One advantage of this method is that the raw materials (sugar cane and vinegar) for the production of ethyl acetate can be obtained on site in the coffee growing areas.
Of course, ethyl acetate can also be produced chemically. So here you have to look closely at how the solvent was made.
Other procedures are:
- Decaffeination with dichloromethane (DCM)
- Decaffeination with CO2
Dichloromethane (DCM) method
This procedure works almost the same as the Sugar Cane method. However, dichloromethane (DCM) is used as a solvent. The DCM flows through the steamed coffee beans, releases the caffeine and is then cleaned. The process is repeated several times until the bean has reached the desired caffeine content. The beans are then freed of the DCM again under vacuum with the help of water damping.
According to the legislator (Technical Aid Ordinance) DCM can be contained in coffee with up to 2mg / kg. However, DCM is banned in many European countries due to health concerns.
The advantage of the process is the relatively low cost and the use of caffeine for other products. The disadvantage is that DCM is classified as harmful to health.

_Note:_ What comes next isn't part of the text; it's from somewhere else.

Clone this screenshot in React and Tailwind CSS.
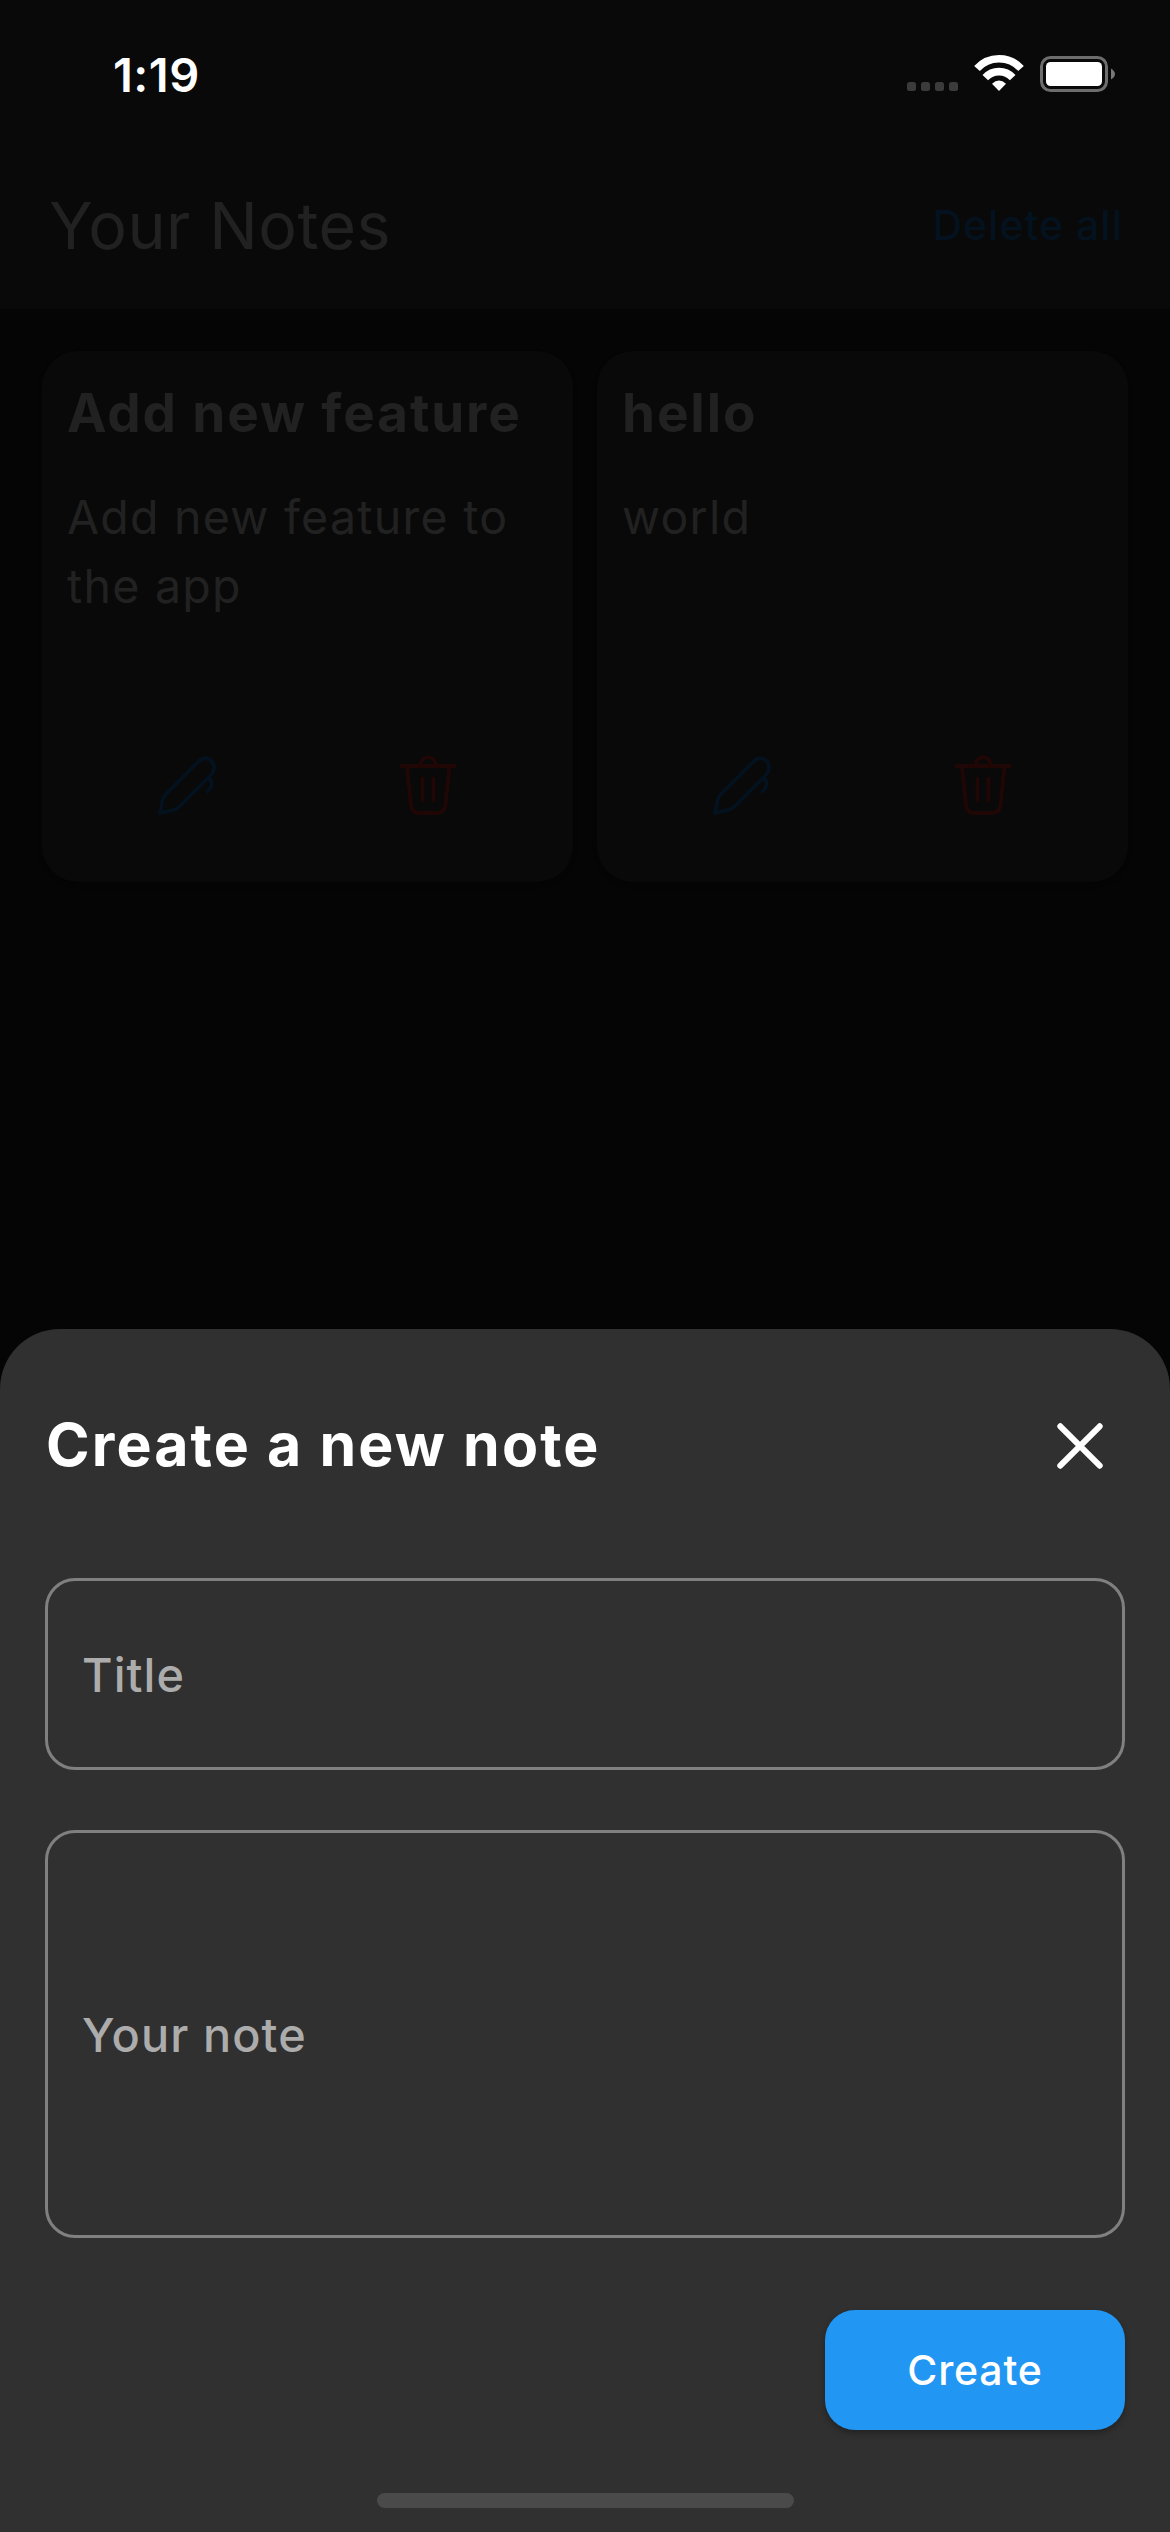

With this method, the caffeine is released from the coffee bean using supercritical gases under increased pressure and temperature. CO2 has the property of releasing the caffeine from the bean very quickly. There are two different methods for this method: the discontinuous method and the continuous method. The continuous method is a further development of the discontinuous method. In the first phase, the beans are steamed again with water and then flushed with the CO2 under high pressure. The CO2 is then not freed of the caffeine in an activated carbon filter as in the discontinuous method, but flushed out with water. The CO2 is then used again until the desired caffeine content is reached.
The advantage of this method is the reuse of the caffeine and the comparatively low cost.
Old methods still partially used
In the past, a lot of coffee was decaffeinated with benzene. The procedure is the same as the DCM procedure. However, benzene is classified as harmful to health and is therefore no longer used.
What does decaffeinated coffee actually mean?
The residual caffeine content in the European Union is 0.1 percent. So a kilogram of dry roasted coffee has less than 1 gram of caffeine. A normal coffee is around 15 grams or 1.5 percent per kilogram of roasted coffee.